▶ Your objective
Count, in the entries below, the lines in which "this" occurs. Give the number, nothing more.

□ □ □ □ □

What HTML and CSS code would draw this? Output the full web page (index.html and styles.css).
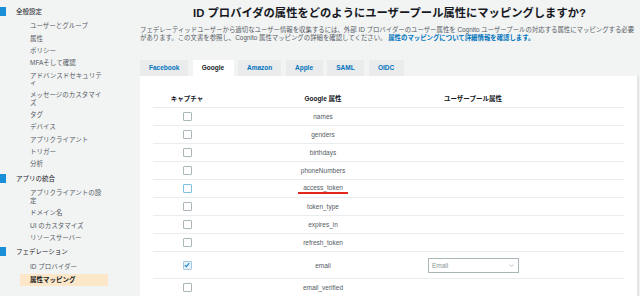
FILE: index.html
```html
<!DOCTYPE html>
<html lang="ja">
    <head>
        <meta charset="utf-8">
        <meta name="viewport" content="width=device-width, initial-scale=1.0">
        <title>属性マッピング</title>
        <link rel="stylesheet" href="styles.css">
    </head>
    <body>
        <aside class="nav">
            <div class="nav__section is-marked">全般設定</div>
            <a class="nav__item">ユーザーとグループ</a>
            <a class="nav__item">属性</a>
            <a class="nav__item">ポリシー</a>
            <a class="nav__item">MFAそして確認</a>
            <a class="nav__item">アドバンスドセキュリティ</a>
            <a class="nav__item">メッセージのカスタマイズ</a>
            <a class="nav__item">タグ</a>
            <a class="nav__item">デバイス</a>
            <a class="nav__item">アプリクライアント</a>
            <a class="nav__item">トリガー</a>
            <a class="nav__item">分析</a>
            <div class="nav__section is-marked">アプリの統合</div>
            <a class="nav__item">アプリクライアントの設定</a>
            <a class="nav__item">ドメイン名</a>
            <a class="nav__item">UI のカスタマイズ</a>
            <a class="nav__item">リソースサーバー</a>
            <div class="nav__section is-marked">フェデレーション</div>
            <a class="nav__item">ID プロバイダー</a>
            <a class="nav__item is-active">属性マッピング</a>
        </aside>

        <main class="content">
            <h1 class="content__title">ID プロバイダの属性をどのようにユーザープール属性にマッピングしますか?</h1>
            <p class="content__desc">
                フェデレーティッドユーザーから適切なユーザー情報を収集するには、外部 ID プロバイダーのユーザー属性を Cognito ユーザープールの対応する属性にマッピングする必要があります。この文書を参照し、Cognito 属性マッピングの詳細を確認してください。
                <a class="link">属性のマッピングについて詳細情報を確認します。</a>
            </p>

            <div class="tabs">
                <a class="tab">Facebook</a>
                <a class="tab tab--active">Google</a>
                <a class="tab">Amazon</a>
                <a class="tab">Apple</a>
                <a class="tab">SAML</a>
                <a class="tab">OIDC</a>
            </div>

            <div class="panel">
                <table class="attr-table">
                    <colgroup>
                        <col class="col-capture">
                        <col class="col-google">
                        <col class="col-pool">
                        <col>
                    </colgroup>
                    <thead>
                        <tr>
                            <th>キャプチャ</th>
                            <th>Google 属性</th>
                            <th>ユーザープール属性</th>
                            <th></th>
                        </tr>
                    </thead>
                    <tbody>
                        <tr><td><span class="check"></span></td><td>names</td><td></td><td></td></tr>
                        <tr><td><span class="check"></span></td><td>genders</td><td></td><td></td></tr>
                        <tr><td><span class="check"></span></td><td>birthdays</td><td></td><td></td></tr>
                        <tr><td><span class="check"></span></td><td>phoneNumbers</td><td></td><td></td></tr>
                        <tr><td><span class="check check--focus"></span></td><td><span class="marked">access_token</span></td><td></td><td></td></tr>
                        <tr><td><span class="check"></span></td><td>token_type</td><td></td><td></td></tr>
                        <tr><td><span class="check"></span></td><td>expires_in</td><td></td><td></td></tr>
                        <tr><td><span class="check"></span></td><td>refresh_token</td><td></td><td></td></tr>
                        <tr class="row--tall">
                            <td>
                                <span class="check check--on">
                                    <svg viewBox="0 0 8 8" width="6" height="6"><path d="M1 4.2 L3.1 6.2 L7 1.6" fill="none" stroke="#1a84c9" stroke-width="1.4"/></svg>
                                </span>
                            </td>
                            <td>email</td>
                            <td>
                                <div class="select">
                                    <span>Email</span>
                                    <svg viewBox="0 0 8 5" width="5" height="3"><path d="M1 1 L4 4 L7 1" fill="none" stroke="#879596" stroke-width="1"/></svg>
                                </div>
                            </td>
                            <td></td>
                        </tr>
                        <tr><td><span class="check"></span></td><td>email_verified</td><td></td><td></td></tr>
                    </tbody>
                </table>
            </div>
        </main>
    </body>
</html>
```

FILE: styles.css
```css
html, body {
    margin: 0;
    height: 100%;
}
body {
    display: flex;
    overflow: hidden;
    background-color: #f2f3f3;
    font-family: "Liberation Sans", "Noto Sans CJK JP", sans-serif;
    color: #545b64;
}

/* left navigation */
.nav {
    width: 118px;
    flex-shrink: 0;
    padding-top: 5px;
    box-sizing: border-box;
    font-size: 6.5px;
    line-height: 7.5px;
}
.nav__section {
    position: relative;
    padding: 2.5px 14px 2.5px 16px;
    color: #16191f;
}
.nav__section + .nav__item {
    margin-top: 2.5px;
}
.nav__item + .nav__section {
    margin-top: 2px;
}
.nav__section.is-marked::before {
    content: "";
    position: absolute;
    left: 0;
    top: 1.5px;
    width: 6px;
    height: 9px;
    background-color: #1a8ed6;
}
.nav__item {
    display: block;
    padding: 2.4px 14px 2.4px 30px;
    color: #545b64;
}
.nav__item.is-active {
    margin: 1px 10px 0 20px;
    padding: 2.4px 4px 2.4px 10px;
    background-color: #fce7c8;
    color: #16191f;
    font-weight: bold;
}

/* main area */
.content {
    flex: 1;
    display: flex;
    flex-direction: column;
    padding: 5px 1px 0 22px;
    min-width: 0;
}
.content__title {
    margin: 0;
    font-size: 11.3px;
    line-height: 16px;
    text-align: center;
    color: #16191f;
}
.content__desc {
    margin: 5px 4px 0 0;
    font-size: 6.4px;
    line-height: 8.4px;
    color: #545b64;
}
.link {
    color: #0073bb;
    font-weight: bold;
}

.tabs {
    display: flex;
    gap: 4.5px;
    margin-top: 17.5px;
}
.tab {
    height: 16px;
    line-height: 16px;
    padding: 0 9px;
    background-color: #e9ebed;
    color: #0073bb;
    font-size: 6.5px;
    font-weight: bold;
    text-align: center;
}
.tab:nth-child(1) { width: 30px; }
.tab:nth-child(2) { width: 23px; }
.tab:nth-child(3) { width: 25px; }
.tab:nth-child(4) { width: 19px; }
.tab:nth-child(5) { width: 19px; }
.tab:nth-child(6) { width: 17px; }
.tab--active {
    background-color: #fff;
    color: #16191f;
}

.panel {
    flex: 1;
    background-color: #fff;
    border-right: 2px solid #e3e5e5;
    padding: 13px 13px 0 13px;
}

/* mapping table */
.attr-table {
    width: 100%;
    table-layout: fixed;
    border-collapse: collapse;
    font-size: 6.5px;
}
.col-capture { width: 68px; }
.col-google { width: 204px; }
.col-pool { width: 96px; }
.attr-table th {
    height: 18px;
    padding: 0;
    color: #16191f;
    font-weight: bold;
    border-bottom: 1.5px solid #eaeded;
    vertical-align: middle;
}
.attr-table td {
    height: 17px;
    padding: 0;
    text-align: center;
    vertical-align: middle;
    border-bottom: 1.5px solid #eaeded;
    color: #545b64;
}
.attr-table .row--tall td {
    height: 25.5px;
}
.attr-table tr:last-child td {
    border-bottom: none;
}

.check {
    display: inline-flex;
    align-items: center;
    justify-content: center;
    width: 7px;
    height: 7px;
    border: 1px solid #aab7b8;
    border-radius: 1px;
    vertical-align: middle;
}
.check--focus {
    border-color: #7fbfe3;
}
.check--on {
    background-color: #e6f2fa;
    border-color: #a9c9df;
}

.marked {
    display: inline-block;
    padding: 0 5px 1px;
    border-bottom: 2px solid #e2261c;
    line-height: 7px;
}

.select {
    display: flex;
    align-items: center;
    justify-content: space-between;
    width: 91px;
    height: 15px;
    margin-left: 3px;
    padding: 0 4px 0 3px;
    box-sizing: border-box;
    border: 1px solid #aab7b8;
    color: #879596;
    text-align: left;
}
```
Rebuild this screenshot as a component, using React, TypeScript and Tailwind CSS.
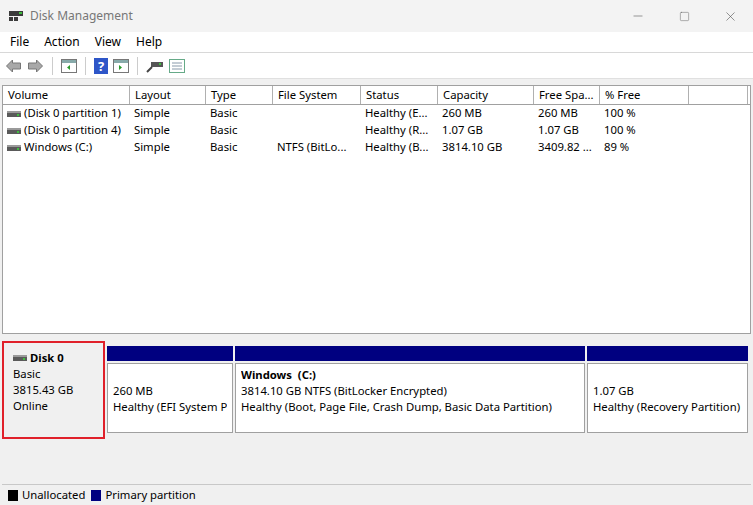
import { Minus, Square, X } from 'lucide-react'

const cols = [
  { label: 'Volume', w: 127 },
  { label: 'Layout', w: 76 },
  { label: 'Type', w: 67 },
  { label: 'File System', w: 88 },
  { label: 'Status', w: 77 },
  { label: 'Capacity', w: 96 },
  { label: 'Free Spa...', w: 66 },
  { label: '% Free', w: 89 },
  { label: '', w: 59 },
]

const rows = [
  ['(Disk 0 partition 1)', 'Simple', 'Basic', '', 'Healthy (E...', '260 MB', '260 MB', '100 %'],
  ['(Disk 0 partition 4)', 'Simple', 'Basic', '', 'Healthy (R...', '1.07 GB', '1.07 GB', '100 %'],
  ['Windows (C:)', 'Simple', 'Basic', 'NTFS (BitLo...', 'Healthy (B...', '3814.10 GB', '3409.82 ...', '89 %'],
]

function DriveIcon() {
  return (
    <svg width="14" height="8" viewBox="0 0 14 8" className="shrink-0">
      <rect x="0" y="1" width="14" height="6" fill="#5a5a5a" />
      <rect x="0" y="1" width="14" height="2" fill="#9a9a9a" />
      <rect x="10" y="4" width="2" height="2" fill="#3fbf3f" />
    </svg>
  )
}

function Partition({ width, children }: { width: string; children: React.ReactNode }) {
  return (
    <div className={`${width} flex flex-col`}>
      <div className="h-[15px] bg-[#000080]" />
      <div className="mt-[2px] h-[70px] border border-[#a0a0a0] bg-white px-[5px] py-[2px] leading-[16px]">
        <div className="overflow-hidden whitespace-nowrap">{children}</div>
      </div>
    </div>
  )
}

export default function App() {
  return (
    <div className="w-[753px] h-[505px] bg-[#f0f0f0] text-[11.3px] text-black flex flex-col overflow-hidden" style={{ fontFamily: '"Segoe UI", "Noto Sans", sans-serif' }}>
      {/* Title bar */}
      <div className="h-[32px] bg-[#f3f3f3] flex items-center pl-[8px]">
        <svg width="16" height="14" viewBox="0 0 16 14">
          <rect x="1" y="2" width="14" height="5" fill="#3a3a3a" />
          <rect x="11" y="3" width="3" height="2" fill="#3fbf3f" />
          <rect x="1" y="8" width="4" height="4" fill="#3a3a3a" />
          <rect x="6" y="8" width="4" height="4" fill="#3a3a3a" />
        </svg>
        <span className="ml-[6px] text-[#777] text-[12px]">Disk Management</span>
        <div className="ml-auto flex items-center text-[#555]">
          <div className="w-[46px] flex justify-center"><Minus size={14} strokeWidth={1} /></div>
          <div className="w-[46px] flex justify-center"><Square size={11} strokeWidth={1} /></div>
          <div className="w-[46px] flex justify-center"><X size={15} strokeWidth={1} /></div>
        </div>
      </div>
      {/* Menu */}
      <div className="h-[21px] bg-white flex items-center border-b border-[#d8d8d8] text-[12px]">
        <span className="ml-[10px]">File</span>
        <span className="ml-[15px]">Action</span>
        <span className="ml-[15px]">View</span>
        <span className="ml-[15px]">Help</span>
      </div>
      {/* Toolbar */}
      <div className="h-[26px] bg-white flex items-center pl-[5px] gap-[5px] border-b border-[#e0e0e0]">
        <svg width="17" height="14" viewBox="0 0 16 14"><path d="M1 7 L7 1 V4 H15 V10 H7 V13 Z" fill="#a8a8a8" stroke="#777" /></svg>
        <svg width="17" height="14" viewBox="0 0 16 14"><path d="M15 7 L9 1 V4 H1 V10 H9 V13 Z" fill="#a8a8a8" stroke="#777" /></svg>
        <div className="w-px h-[18px] bg-[#ccc] mx-[3px]" />
        <svg width="16" height="14" viewBox="0 0 16 14"><rect x="0.5" y="0.5" width="15" height="13" fill="#fff" stroke="#777" /><rect x="1" y="1" width="14" height="3" fill="#8aa" /><path d="M9 6 L6 8.5 L9 11Z" fill="#2a9a2a" /></svg>
        <div className="w-px h-[18px] bg-[#ccc] mx-[3px]" />
        <svg width="14" height="16" viewBox="0 0 14 16"><rect width="14" height="16" fill="#2e56c8" /><text x="7" y="13" fontSize="13" fill="#fff" textAnchor="middle" fontWeight="bold">?</text></svg>
        <svg width="16" height="14" viewBox="0 0 16 14"><rect x="0.5" y="0.5" width="15" height="13" fill="#fff" stroke="#777" /><rect x="1" y="1" width="14" height="3" fill="#8aa" /><path d="M6 6 L9 8.5 L6 11Z" fill="#2a9a2a" /></svg>
        <div className="w-px h-[18px] bg-[#ccc] mx-[3px]" />
        <svg width="18" height="14" viewBox="0 0 18 14"><rect x="5" y="3" width="12" height="5" fill="#555" /><rect x="13" y="4" width="2" height="2" fill="#3fbf3f" /><path d="M6 8 L1 13" stroke="#444" strokeWidth="2" /></svg>
        <svg width="16" height="14" viewBox="0 0 16 14"><rect x="0.5" y="0.5" width="15" height="13" fill="#fff" stroke="#6a8" /><path d="M3 4 H13 M3 7 H13 M3 10 H13" stroke="#89a" /></svg>
      </div>
      {/* Volume list */}
      <div className="mt-[6px] mx-[2px] h-[249px] bg-white border border-[#a0a0a0] flex flex-col">
        <div className="flex h-[19px] border-b border-[#a0a0a0] bg-white">
          {cols.map((c, i) => (
            <div key={i} style={{ width: c.w }} className="border-r border-[#b0b0b0] pl-[5px] flex items-center shrink-0">{c.label}</div>
          ))}
        </div>
        {rows.map((r, i) => (
          <div key={i} className="flex h-[17px] items-center">
            {r.map((cell, j) => (
              <div key={j} style={{ width: cols[j].w }} className="pl-[4px] shrink-0 whitespace-nowrap overflow-hidden flex items-center gap-[3px]">
                {j === 0 && <DriveIcon />}
                {cell}
              </div>
            ))}
          </div>
        ))}
      </div>
      {/* Disk graphical view */}
      <div className="mt-[7px] mx-[2px] flex-1 flex flex-col">
        <div className="flex h-[98px] gap-[2px]">
          <div className="w-[103px] border-[2px] border-[#e0202a] bg-[#f0f0f0] px-[9px] pt-[7px] leading-[16px]">
            <div className="flex items-center gap-[3px] font-bold"><DriveIcon />Disk 0</div>
            <div>Basic</div>
            <div>3815.43 GB</div>
            <div>Online</div>
          </div>
          <div className="flex-1 flex gap-[2px] pt-[5px]">
            <Partition width="w-[126px]">
              <div className="mt-[17px]">260 MB</div>
              <div>Healthy (EFI System Partition)</div>
            </Partition>
            <Partition width="w-[350px]">
              <div className="font-bold mt-[1px]">Windows&nbsp;&nbsp;(C:)</div>
              <div>3814.10 GB NTFS (BitLocker Encrypted)</div>
              <div>Healthy (Boot, Page File, Crash Dump, Basic Data Partition)</div>
            </Partition>
            <Partition width="w-[161px]">
              <div className="mt-[17px]">1.07 GB</div>
              <div>Healthy (Recovery Partition)</div>
            </Partition>
          </div>
        </div>
        <div className="flex-1 border-b border-[#c8c8c8]" />
        <div className="h-[20px] flex items-center pl-[6px] gap-[4px]">
          <div className="w-[10px] h-[11px] bg-black" />
          <span>Unallocated</span>
          <div className="w-[10px] h-[11px] bg-[#000080] ml-[2px]" />
          <span>Primary partition</span>
        </div>
      </div>
    </div>
  )
}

□ □ □ □ □

▶ Exercise result
2